● Written problem: Quote all of the data below exactly, please.

※

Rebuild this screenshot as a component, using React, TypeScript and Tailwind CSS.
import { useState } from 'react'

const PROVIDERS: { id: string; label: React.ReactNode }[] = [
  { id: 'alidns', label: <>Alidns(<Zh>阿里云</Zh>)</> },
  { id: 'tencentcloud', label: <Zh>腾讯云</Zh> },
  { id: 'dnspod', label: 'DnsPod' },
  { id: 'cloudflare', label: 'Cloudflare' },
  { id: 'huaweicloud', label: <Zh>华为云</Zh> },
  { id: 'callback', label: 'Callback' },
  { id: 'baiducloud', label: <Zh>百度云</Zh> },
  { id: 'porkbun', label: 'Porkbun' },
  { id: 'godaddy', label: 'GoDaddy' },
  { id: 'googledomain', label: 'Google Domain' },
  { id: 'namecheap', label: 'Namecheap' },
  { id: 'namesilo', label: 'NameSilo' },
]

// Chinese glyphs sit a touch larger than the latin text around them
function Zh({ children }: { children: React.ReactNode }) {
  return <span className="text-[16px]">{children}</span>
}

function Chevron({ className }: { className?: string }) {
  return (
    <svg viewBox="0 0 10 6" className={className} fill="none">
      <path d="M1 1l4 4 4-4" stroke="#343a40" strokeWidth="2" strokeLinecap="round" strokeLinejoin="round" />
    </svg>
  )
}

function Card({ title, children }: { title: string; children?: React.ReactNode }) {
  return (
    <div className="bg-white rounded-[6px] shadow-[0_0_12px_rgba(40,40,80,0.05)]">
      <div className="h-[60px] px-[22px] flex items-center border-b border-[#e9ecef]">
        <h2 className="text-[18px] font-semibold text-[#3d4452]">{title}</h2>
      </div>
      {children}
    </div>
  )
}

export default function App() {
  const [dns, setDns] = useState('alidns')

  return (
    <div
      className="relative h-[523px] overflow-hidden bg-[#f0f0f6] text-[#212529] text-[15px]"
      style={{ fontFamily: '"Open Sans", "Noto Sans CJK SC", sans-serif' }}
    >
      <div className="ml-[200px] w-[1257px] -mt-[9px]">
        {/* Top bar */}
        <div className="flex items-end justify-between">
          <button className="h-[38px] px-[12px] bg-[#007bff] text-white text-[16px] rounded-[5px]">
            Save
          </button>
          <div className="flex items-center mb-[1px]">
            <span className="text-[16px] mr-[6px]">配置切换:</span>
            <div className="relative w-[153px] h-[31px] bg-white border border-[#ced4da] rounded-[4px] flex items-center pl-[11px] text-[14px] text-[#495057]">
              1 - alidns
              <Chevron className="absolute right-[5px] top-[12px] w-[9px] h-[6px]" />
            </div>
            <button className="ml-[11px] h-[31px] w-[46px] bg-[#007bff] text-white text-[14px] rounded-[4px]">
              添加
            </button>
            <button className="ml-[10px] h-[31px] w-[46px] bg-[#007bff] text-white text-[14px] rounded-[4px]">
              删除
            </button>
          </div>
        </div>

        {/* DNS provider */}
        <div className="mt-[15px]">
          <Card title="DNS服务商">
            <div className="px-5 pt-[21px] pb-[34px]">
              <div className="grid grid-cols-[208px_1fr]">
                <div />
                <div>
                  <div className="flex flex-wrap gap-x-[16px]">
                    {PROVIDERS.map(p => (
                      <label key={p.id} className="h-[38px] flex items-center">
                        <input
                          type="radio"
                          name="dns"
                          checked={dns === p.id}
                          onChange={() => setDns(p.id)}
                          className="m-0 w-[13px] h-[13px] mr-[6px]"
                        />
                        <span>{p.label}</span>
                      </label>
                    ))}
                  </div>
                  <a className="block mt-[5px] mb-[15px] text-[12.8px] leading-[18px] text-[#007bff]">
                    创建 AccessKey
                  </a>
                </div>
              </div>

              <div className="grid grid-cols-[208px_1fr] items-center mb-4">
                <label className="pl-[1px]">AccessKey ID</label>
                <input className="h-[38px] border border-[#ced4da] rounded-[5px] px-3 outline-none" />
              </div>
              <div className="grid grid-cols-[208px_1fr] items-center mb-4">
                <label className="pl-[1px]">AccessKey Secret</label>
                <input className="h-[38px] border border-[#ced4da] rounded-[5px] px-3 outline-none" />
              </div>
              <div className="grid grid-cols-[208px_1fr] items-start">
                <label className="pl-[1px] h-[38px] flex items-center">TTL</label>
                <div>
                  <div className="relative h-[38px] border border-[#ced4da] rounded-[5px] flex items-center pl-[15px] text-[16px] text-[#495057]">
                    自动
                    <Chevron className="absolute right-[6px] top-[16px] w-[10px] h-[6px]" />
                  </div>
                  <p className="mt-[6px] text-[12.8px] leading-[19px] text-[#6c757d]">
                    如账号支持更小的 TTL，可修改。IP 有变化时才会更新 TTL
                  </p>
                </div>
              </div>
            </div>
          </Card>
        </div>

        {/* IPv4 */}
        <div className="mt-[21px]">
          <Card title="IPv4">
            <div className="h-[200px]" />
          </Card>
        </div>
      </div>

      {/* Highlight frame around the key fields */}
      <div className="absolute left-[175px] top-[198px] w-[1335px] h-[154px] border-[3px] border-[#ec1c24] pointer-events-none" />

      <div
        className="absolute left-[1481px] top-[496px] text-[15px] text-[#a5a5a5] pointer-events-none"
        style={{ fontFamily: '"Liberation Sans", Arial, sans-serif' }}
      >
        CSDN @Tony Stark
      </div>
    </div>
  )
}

※

● Final result:
Rebuild this screenshot as a component, using React, TypeScript and Tailwind CSS.
import { useState } from 'react'

const PROVIDERS: { id: string; label: React.ReactNode }[] = [
  { id: 'alidns', label: <>Alidns(<Zh>阿里云</Zh>)</> },
  { id: 'tencentcloud', label: <Zh>腾讯云</Zh> },
  { id: 'dnspod', label: 'DnsPod' },
  { id: 'cloudflare', label: 'Cloudflare' },
  { id: 'huaweicloud', label: <Zh>华为云</Zh> },
  { id: 'callback', label: 'Callback' },
  { id: 'baiducloud', label: <Zh>百度云</Zh> },
  { id: 'porkbun', label: 'Porkbun' },
  { id: 'godaddy', label: 'GoDaddy' },
  { id: 'googledomain', label: 'Google Domain' },
  { id: 'namecheap', label: 'Namecheap' },
  { id: 'namesilo', label: 'NameSilo' },
]

// Chinese glyphs sit a touch larger than the latin text around them
function Zh({ children }: { children: React.ReactNode }) {
  return <span className="text-[16px]">{children}</span>
}

function Chevron({ className }: { className?: string }) {
  return (
    <svg viewBox="0 0 10 6" className={className} fill="none">
      <path d="M1 1l4 4 4-4" stroke="#343a40" strokeWidth="2" strokeLinecap="round" strokeLinejoin="round" />
    </svg>
  )
}

function Card({ title, children }: { title: string; children?: React.ReactNode }) {
  return (
    <div className="bg-white rounded-[6px] shadow-[0_0_12px_rgba(40,40,80,0.05)]">
      <div className="h-[60px] px-[22px] flex items-center border-b border-[#e9ecef]">
        <h2 className="text-[18px] font-semibold text-[#3d4452]">{title}</h2>
      </div>
      {children}
    </div>
  )
}

export default function App() {
  const [dns, setDns] = useState('alidns')

  return (
    <div
      className="relative h-[523px] overflow-hidden bg-[#f0f0f6] text-[#212529] text-[15px]"
      style={{ fontFamily: '"Open Sans", "Noto Sans CJK SC", sans-serif' }}
    >
      <div className="ml-[200px] w-[1257px] -mt-[9px]">
        {/* Top bar */}
        <div className="flex items-end justify-between">
          <button className="h-[38px] px-[12px] bg-[#007bff] text-white text-[16px] rounded-[5px]">
            Save
          </button>
          <div className="flex items-center mb-[1px]">
            <span className="text-[16px] mr-[6px]">配置切换:</span>
            <div className="relative w-[153px] h-[31px] bg-white border border-[#ced4da] rounded-[4px] flex items-center pl-[11px] text-[14px] text-[#495057]">
              1 - alidns
              <Chevron className="absolute right-[5px] top-[12px] w-[9px] h-[6px]" />
            </div>
            <button className="ml-[11px] h-[31px] w-[46px] bg-[#007bff] text-white text-[14px] rounded-[4px]">
              添加
            </button>
            <button className="ml-[10px] h-[31px] w-[46px] bg-[#007bff] text-white text-[14px] rounded-[4px]">
              删除
            </button>
          </div>
        </div>

        {/* DNS provider */}
        <div className="mt-[15px]">
          <Card title="DNS服务商">
            <div className="px-5 pt-[21px] pb-[34px]">
              <div className="grid grid-cols-[208px_1fr]">
                <div />
                <div>
                  <div className="flex flex-wrap gap-x-[16px]">
                    {PROVIDERS.map(p => (
                      <label key={p.id} className="h-[38px] flex items-center">
                        <input
                          type="radio"
                          name="dns"
                          checked={dns === p.id}
                          onChange={() => setDns(p.id)}
                          className="m-0 w-[13px] h-[13px] mr-[6px]"
                        />
                        <span>{p.label}</span>
                      </label>
                    ))}
                  </div>
                  <a className="block mt-[5px] mb-[15px] text-[12.8px] leading-[18px] text-[#007bff]">
                    创建 AccessKey
                  </a>
                </div>
              </div>

              <div className="grid grid-cols-[208px_1fr] items-center mb-4">
                <label className="pl-[1px]">AccessKey ID</label>
                <input className="h-[38px] border border-[#ced4da] rounded-[5px] px-3 outline-none" />
              </div>
              <div className="grid grid-cols-[208px_1fr] items-center mb-4">
                <label className="pl-[1px]">AccessKey Secret</label>
                <input className="h-[38px] border border-[#ced4da] rounded-[5px] px-3 outline-none" />
              </div>
              <div className="grid grid-cols-[208px_1fr] items-start">
                <label className="pl-[1px] h-[38px] flex items-center">TTL</label>
                <div>
                  <div className="relative h-[38px] border border-[#ced4da] rounded-[5px] flex items-center pl-[15px] text-[16px] text-[#495057]">
                    自动
                    <Chevron className="absolute right-[6px] top-[16px] w-[10px] h-[6px]" />
                  </div>
                  <p className="mt-[6px] text-[12.8px] leading-[19px] text-[#6c757d]">
                    如账号支持更小的 TTL，可修改。IP 有变化时才会更新 TTL
                  </p>
                </div>
              </div>
            </div>
          </Card>
        </div>

        {/* IPv4 */}
        <div className="mt-[21px]">
          <Card title="IPv4">
            <div className="h-[200px]" />
          </Card>
        </div>
      </div>

      {/* Highlight frame around the key fields */}
      <div className="absolute left-[175px] top-[198px] w-[1335px] h-[154px] border-[3px] border-[#ec1c24] pointer-events-none" />

      <div
        className="absolute left-[1481px] top-[496px] text-[15px] text-[#a5a5a5] pointer-events-none"
        style={{ fontFamily: '"Liberation Sans", Arial, sans-serif' }}
      >
        CSDN @Tony Stark
      </div>
    </div>
  )
}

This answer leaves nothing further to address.